Comment 4 Chip Turner 2002-09-16 21:35:16 UTC
looks like you're running into UTF8 issues.  when I changed your key to be valid
ascii (ie, all bytes < 127), it seems to work.  also, if I 'utf8::upgrade($key)'
it works as well.  this is almost certainly a bug in DB_File itself.  it looks
like the data in your db was possibly already utf8 encoded; where does it come
from?  a result of disk IO?

Comment 5 Jonathan Kamens 2002-09-17 09:59:57 UTC
It's an IP address in binary (packed sockaddr_in) format.  It is not UTF8 data,
and neither Perl nor DB_File should not be treating it like UTF8 data.  There's
nothing that says I can't use binary keys in hashes or databases.

If it is a UTF8 problem, it's certainly a weird one, given that the key is added
successfully by Perl if I dump and reload the database.

I don't really care whether it's a UTF8 bug or some other kind of bug; all I
know is that it is a bug, and it has the potential to to affect anyone who uses
DB_File with binary keys (and since we haven't even proven that it's dependent
on the key, perhaps even non-binary keys!), and it thus seems like a rather
significant bug.


Comment 6 Chip Turner 2002-09-17 15:44:35 UTC
perl 5.8.0 (and 5.6.1 to a lesser extent) has been fully tooled for utf8 inside
and out.  you may not intend the data to be utf8, but the internal data model
perl uses IS utf8 in almost every case, more so than it has been in previous
releases.  can you provide a smaller test case that doesn't involve your already
existing database?  preferably a test case that creates the database itself.

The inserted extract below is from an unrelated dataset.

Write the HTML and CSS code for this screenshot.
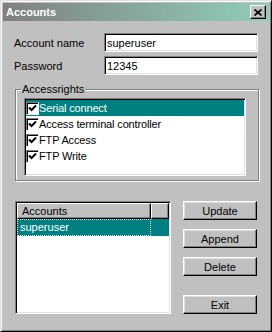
FILE: index.html
```html
<!DOCTYPE html>
<html lang="en">
<head>
  <meta charset="UTF-8" />
  <title>Accounts</title>
  <link rel="stylesheet" href="styles.css">
</head>
<body>
  <div class="window">
    <div class="titlebar">
      <span class="title">Accounts</span>
      <button class="close-btn">
        <svg width="8" height="7" viewBox="0 0 8 7">
          <path d="M0.5 0.5 L7.5 6.5 M7.5 0.5 L0.5 6.5" stroke="#000" stroke-width="1.7" fill="none"/>
        </svg>
      </button>
    </div>

    <div class="content">
      <div class="field-row">
        <label>Account name</label>
        <input type="text" class="field" value="superuser" />
      </div>
      <div class="field-row">
        <label>Password</label>
        <input type="text" class="field" value="12345" />
      </div>

      <div class="group">
        <span class="group-label">Accessrights</span>
        <div class="checklist">
          <div class="check-item selected"><span class="box"><svg width="9" height="8" viewBox="0 0 9 8"><path d="M1 3.5 L3.5 6 L8 1.5" stroke="#000" stroke-width="2" fill="none"/></svg></span>Serial connect</div>
          <div class="check-item"><span class="box"><svg width="9" height="8" viewBox="0 0 9 8"><path d="M1 3.5 L3.5 6 L8 1.5" stroke="#000" stroke-width="2" fill="none"/></svg></span>Access terminal controller</div>
          <div class="check-item"><span class="box"><svg width="9" height="8" viewBox="0 0 9 8"><path d="M1 3.5 L3.5 6 L8 1.5" stroke="#000" stroke-width="2" fill="none"/></svg></span>FTP Access</div>
          <div class="check-item"><span class="box"><svg width="9" height="8" viewBox="0 0 9 8"><path d="M1 3.5 L3.5 6 L8 1.5" stroke="#000" stroke-width="2" fill="none"/></svg></span>FTP Write</div>
        </div>
      </div>

      <div class="bottom">
        <div class="listview">
          <div class="lv-header">
            <div class="lv-col name">Accounts</div>
            <div class="lv-col rest"></div>
          </div>
          <div class="lv-row selected">
            <div class="lv-cell">superuser</div>
          </div>
        </div>
        <div class="buttons">
          <button class="btn">Update</button>
          <button class="btn">Append</button>
          <button class="btn">Delete</button>
          <button class="btn exit">Exit</button>
        </div>
      </div>
    </div>
  </div>
</body>
</html>
```

FILE: styles.css
```css
* {
  box-sizing: border-box;
}

body {
  margin: 0;
  background: #c0c0c0;
  font-family: "Liberation Sans", Arial, sans-serif;
  font-size: 11px;
  color: #000;
}

.window {
  width: 272px;
  height: 332px;
  background: #c0c0c0;
  border: 1px solid;
  border-color: #dfdfdf #000 #000 #dfdfdf;
  box-shadow: inset 1px 1px 0 #fff, inset -1px -1px 0 #808080;
  padding: 2px;
}

.titlebar {
  height: 18px;
  display: flex;
  align-items: center;
  justify-content: space-between;
  padding: 0 3px;
  background: linear-gradient(to right, #808080, #8fcfb9);
}

.title {
  color: #fff;
  font-weight: bold;
  font-size: 11px;
}

.close-btn {
  width: 16px;
  height: 14px;
  padding: 0;
  display: flex;
  align-items: center;
  justify-content: center;
  background: #c0c0c0;
  border: 1px solid;
  border-color: #fff #000 #000 #fff;
  box-shadow: inset -1px -1px 0 #808080;
}

.content {
  padding: 12px 11px 0 11px;
}

.field-row {
  display: flex;
  align-items: center;
  height: 19px;
  margin-bottom: 4px;
}

.field-row label {
  width: 90px;
}

.field {
  width: 154px;
  height: 19px;
  padding: 0 2px;
  font-family: inherit;
  font-size: 11px;
  color: #000;
  background: #fff;
  border: 1px solid;
  border-color: #808080 #fff #fff #808080;
  box-shadow: inset 1px 1px 0 #000, inset -1px -1px 0 #dfdfdf;
  outline: none;
}

.group {
  position: relative;
  width: 244px;
  height: 92px;
  margin: 14px 0 0 1px;
  padding: 8px 0 0 8px;
  border: 1px solid #808080;
  box-shadow: 1px 1px 0 #fff, inset 1px 1px 0 #fff;
}

.group-label {
  position: absolute;
  top: -7px;
  left: 5px;
  padding: 0 1px;
  line-height: 13px;
  background: #c0c0c0;
}

.checklist {
  width: 222px;
  height: 78px;
  background: #fff;
  border: 1px solid;
  border-color: #808080 #fff #fff #808080;
  box-shadow: inset 1px 1px 0 #000, inset -1px -1px 0 #dfdfdf;
  padding: 1px;
  letter-spacing: -0.15px;
}

.check-item {
  height: 16px;
  display: flex;
  align-items: center;
}

.check-item.selected {
  background: #008080;
  color: #fff;
}

.box {
  width: 13px;
  height: 13px;
  display: flex;
  align-items: center;
  justify-content: center;
  background: #fff;
  border: 1px solid;
  border-color: #808080 #fff #fff #808080;
  box-shadow: inset 1px 1px 0 #000;
}

.bottom {
  display: flex;
  gap: 12px;
  margin: 20px 0 0 1px;
}

.listview {
  width: 156px;
  height: 113px;
  background: #fff;
  border: 1px solid;
  border-color: #808080 #fff #fff #808080;
  box-shadow: inset 1px 1px 0 #000, inset -1px -1px 0 #dfdfdf;
  padding: 1px;
}

.lv-header {
  display: flex;
  height: 16px;
}

.lv-col {
  height: 16px;
  line-height: 14px;
  background: #c0c0c0;
  border: 1px solid;
  border-color: #fff #000 #000 #fff;
  box-shadow: inset -1px -1px 0 #808080;
}

.lv-col.name {
  width: 134px;
  padding-left: 4px;
}

.lv-col.rest {
  flex: 1;
}

.lv-row {
  height: 17px;
}

.lv-row.selected {
  background: #008080;
  color: #fff;
}

.lv-cell {
  width: 134px;
  height: 17px;
  line-height: 15px;
  padding-left: 2px;
  border: 1px dotted #e0e0e0;
}

.buttons {
  display: flex;
  flex-direction: column;
  gap: 9px;
}

.btn {
  width: 74px;
  height: 19px;
  padding: 0;
  font-family: inherit;
  font-size: 11px;
  color: #000;
  background: #c0c0c0;
  border: 1px solid;
  border-color: #fff #000 #000 #fff;
  box-shadow: inset -1px -1px 0 #808080, inset 1px 1px 0 #dfdfdf;
}

.btn.exit {
  margin-top: 10px;
}
```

typically these kinds of utf8 issues show up when dealing with perl modules that
have C bindings, especially the Digest:: modules, but possibly this case as
well.  if you can simplify your test case I will submit the issue upstream to
the perl maintainers.

Comment 7 Jonathan Kamens 2002-09-17 17:16:05 UTC
Perl utf8 support is only supposed to affect actual program source code, and
this problem was occurring even in a dynamically generated variable; the only
reason the key is a constant in the test case I submitted is to reduce the size
of the test case.  Furthermore, I don't have "use utf8" in my source code, which
means Perl shouldn't be enabling its utf8 support, and the problem occurs even
if I put "no utf8" in the source code explicitly.

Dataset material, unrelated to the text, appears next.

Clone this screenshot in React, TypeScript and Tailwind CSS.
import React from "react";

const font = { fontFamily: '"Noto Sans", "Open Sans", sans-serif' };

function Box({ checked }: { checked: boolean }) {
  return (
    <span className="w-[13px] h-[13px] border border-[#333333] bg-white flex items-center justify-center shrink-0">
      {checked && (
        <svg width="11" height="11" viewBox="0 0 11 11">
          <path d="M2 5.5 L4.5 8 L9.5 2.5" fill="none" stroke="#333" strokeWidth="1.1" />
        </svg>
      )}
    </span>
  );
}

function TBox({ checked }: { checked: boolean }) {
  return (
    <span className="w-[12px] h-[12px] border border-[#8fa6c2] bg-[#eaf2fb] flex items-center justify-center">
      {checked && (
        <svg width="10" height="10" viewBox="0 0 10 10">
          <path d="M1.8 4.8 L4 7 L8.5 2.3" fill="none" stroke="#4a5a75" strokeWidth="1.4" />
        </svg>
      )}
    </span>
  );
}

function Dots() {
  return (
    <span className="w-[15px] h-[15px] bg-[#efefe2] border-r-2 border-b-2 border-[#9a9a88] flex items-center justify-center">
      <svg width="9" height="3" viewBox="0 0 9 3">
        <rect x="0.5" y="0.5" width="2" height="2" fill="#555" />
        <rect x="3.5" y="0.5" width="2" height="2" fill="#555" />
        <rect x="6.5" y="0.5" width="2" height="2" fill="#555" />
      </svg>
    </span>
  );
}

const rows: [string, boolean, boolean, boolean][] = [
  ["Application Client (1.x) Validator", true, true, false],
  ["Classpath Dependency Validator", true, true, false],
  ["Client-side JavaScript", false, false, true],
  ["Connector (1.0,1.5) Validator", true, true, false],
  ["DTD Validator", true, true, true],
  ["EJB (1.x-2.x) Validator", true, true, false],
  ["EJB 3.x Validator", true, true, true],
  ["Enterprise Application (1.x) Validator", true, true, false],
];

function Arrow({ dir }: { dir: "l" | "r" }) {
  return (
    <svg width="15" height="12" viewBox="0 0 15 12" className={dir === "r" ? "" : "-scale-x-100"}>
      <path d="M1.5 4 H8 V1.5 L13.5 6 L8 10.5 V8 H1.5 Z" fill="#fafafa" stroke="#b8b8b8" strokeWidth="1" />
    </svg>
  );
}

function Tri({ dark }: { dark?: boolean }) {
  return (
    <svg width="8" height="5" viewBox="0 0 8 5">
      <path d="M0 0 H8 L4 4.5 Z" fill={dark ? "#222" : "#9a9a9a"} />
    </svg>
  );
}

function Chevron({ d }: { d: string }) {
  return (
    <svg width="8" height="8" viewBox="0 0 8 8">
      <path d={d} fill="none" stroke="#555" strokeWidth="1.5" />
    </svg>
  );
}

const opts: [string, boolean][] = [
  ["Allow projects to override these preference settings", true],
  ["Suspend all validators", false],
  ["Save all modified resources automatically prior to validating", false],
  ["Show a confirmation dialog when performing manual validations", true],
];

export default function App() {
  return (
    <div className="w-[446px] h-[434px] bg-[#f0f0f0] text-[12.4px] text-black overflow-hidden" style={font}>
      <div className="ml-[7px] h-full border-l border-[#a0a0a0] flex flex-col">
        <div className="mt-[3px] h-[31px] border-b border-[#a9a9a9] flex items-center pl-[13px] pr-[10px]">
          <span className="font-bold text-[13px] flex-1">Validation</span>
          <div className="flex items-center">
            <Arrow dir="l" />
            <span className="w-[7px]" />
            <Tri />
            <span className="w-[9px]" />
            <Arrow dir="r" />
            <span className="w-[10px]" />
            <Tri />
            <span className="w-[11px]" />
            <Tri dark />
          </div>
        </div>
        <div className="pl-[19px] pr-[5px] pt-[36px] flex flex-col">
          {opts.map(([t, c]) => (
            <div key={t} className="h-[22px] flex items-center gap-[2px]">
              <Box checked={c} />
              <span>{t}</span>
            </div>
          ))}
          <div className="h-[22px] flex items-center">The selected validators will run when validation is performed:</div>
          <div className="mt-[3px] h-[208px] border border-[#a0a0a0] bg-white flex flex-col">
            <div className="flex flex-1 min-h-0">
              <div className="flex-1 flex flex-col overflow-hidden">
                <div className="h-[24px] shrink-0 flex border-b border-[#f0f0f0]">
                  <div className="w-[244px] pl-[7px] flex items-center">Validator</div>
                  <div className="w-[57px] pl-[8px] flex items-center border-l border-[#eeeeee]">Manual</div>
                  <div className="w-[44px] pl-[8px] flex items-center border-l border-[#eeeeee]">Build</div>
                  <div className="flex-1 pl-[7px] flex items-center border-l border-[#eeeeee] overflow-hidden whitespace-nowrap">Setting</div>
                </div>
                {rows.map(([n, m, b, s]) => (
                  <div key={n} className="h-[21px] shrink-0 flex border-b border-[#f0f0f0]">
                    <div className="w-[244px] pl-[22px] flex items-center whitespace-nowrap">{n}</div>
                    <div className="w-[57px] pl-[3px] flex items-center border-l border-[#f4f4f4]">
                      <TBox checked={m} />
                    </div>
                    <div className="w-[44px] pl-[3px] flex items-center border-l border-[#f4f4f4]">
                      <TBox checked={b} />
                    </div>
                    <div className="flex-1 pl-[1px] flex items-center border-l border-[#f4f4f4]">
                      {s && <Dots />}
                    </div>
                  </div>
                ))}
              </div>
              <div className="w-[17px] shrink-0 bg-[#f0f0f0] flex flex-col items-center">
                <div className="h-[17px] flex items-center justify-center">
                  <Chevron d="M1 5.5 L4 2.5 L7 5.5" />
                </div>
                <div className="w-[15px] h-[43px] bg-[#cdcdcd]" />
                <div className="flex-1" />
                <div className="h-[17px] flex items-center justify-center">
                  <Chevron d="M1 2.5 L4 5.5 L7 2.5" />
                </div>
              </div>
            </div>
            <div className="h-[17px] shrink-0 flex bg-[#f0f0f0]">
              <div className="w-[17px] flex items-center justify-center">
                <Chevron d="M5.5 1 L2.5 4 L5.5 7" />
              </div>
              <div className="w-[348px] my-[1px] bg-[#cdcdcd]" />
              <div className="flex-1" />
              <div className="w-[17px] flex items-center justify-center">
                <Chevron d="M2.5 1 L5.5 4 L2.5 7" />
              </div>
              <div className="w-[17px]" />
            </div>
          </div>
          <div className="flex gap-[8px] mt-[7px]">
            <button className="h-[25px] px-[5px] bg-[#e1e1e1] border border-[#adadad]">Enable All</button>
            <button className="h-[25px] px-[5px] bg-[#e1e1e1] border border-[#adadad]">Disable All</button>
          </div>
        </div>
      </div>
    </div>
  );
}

Even if the bug *is* in some way due to the new utf8 source code, that doesn't
change the fact that it's a bug.

No, I can't reduce the test case any further.  The database having this problem
has been built up over the course of many years; I have no idea which particular
operations and in what order would cause the bug to manifest itself.  That is
why I included the database as part of the test case. The database attachment is
only 137KB bzipped; I hardly think that's so large that it can't be passed upstream.

This looks to me like it has the potential to be a rather serious bug.  Given
that, I don't understand why it seems like you're looking for a reason to ignore
it rather than aggressively pursuing it, especially when I've given you a simple
test case which reproduces it on demand.


Comment 8 Chip Turner 2002-09-17 18:30:43 UTC
A smaller test case that shows the bug more simply is always better than one
that doesn't.  A 12k entry database isn't as good a test case as a smaller,
simpler, self-contained test case.  If one isn't available, then we'll do what
we can, but chances of getting a fix from upstream are much greater if the test
case is simpler.  I'm sorry that you feel this is some attempt to avoid the issue.

utf8 issues do indeed come up more than just in the actual source of your
program.    an example is this:
echo y | perl -e 'use Devel::Peek; my $x = "y\n"; Dump($x); $x = <>; Dump($x)'

Notice that they are the same string, but one has the UTF8 flag.  This causes a
number of differences in how perl treats the variable internally.

Also notice:
perl -le 'use Socket; print inet_aton("200.200.200.200")' | hexdump

When printed, the 4 bytes become 8 bytes.  If you use binmode and a perlio-ism
(perldoc PerlIO), it becomes correct:

perl -le 'use Socket; binmode(STDOUT, ":raw"); print
inet_aton("200.200.200.200")' | hexdump

utf8 is most definitely more than just an issue surrounding what encoding your
.pl or .pm file uses.  Also note that the above snippets behave very differently
in perl 5.6.1.

Getting these issues solved is very high priority.  The solution comes quicker
with simpler test cases.  There are also issues with other modules, though, so
any help you can provide will make the process much smoother.

Comment 9 Warren Togami 2005-05-28 06:59:58 UTC
Closing due to inactivity.  Assuming this if fixed with modern perl.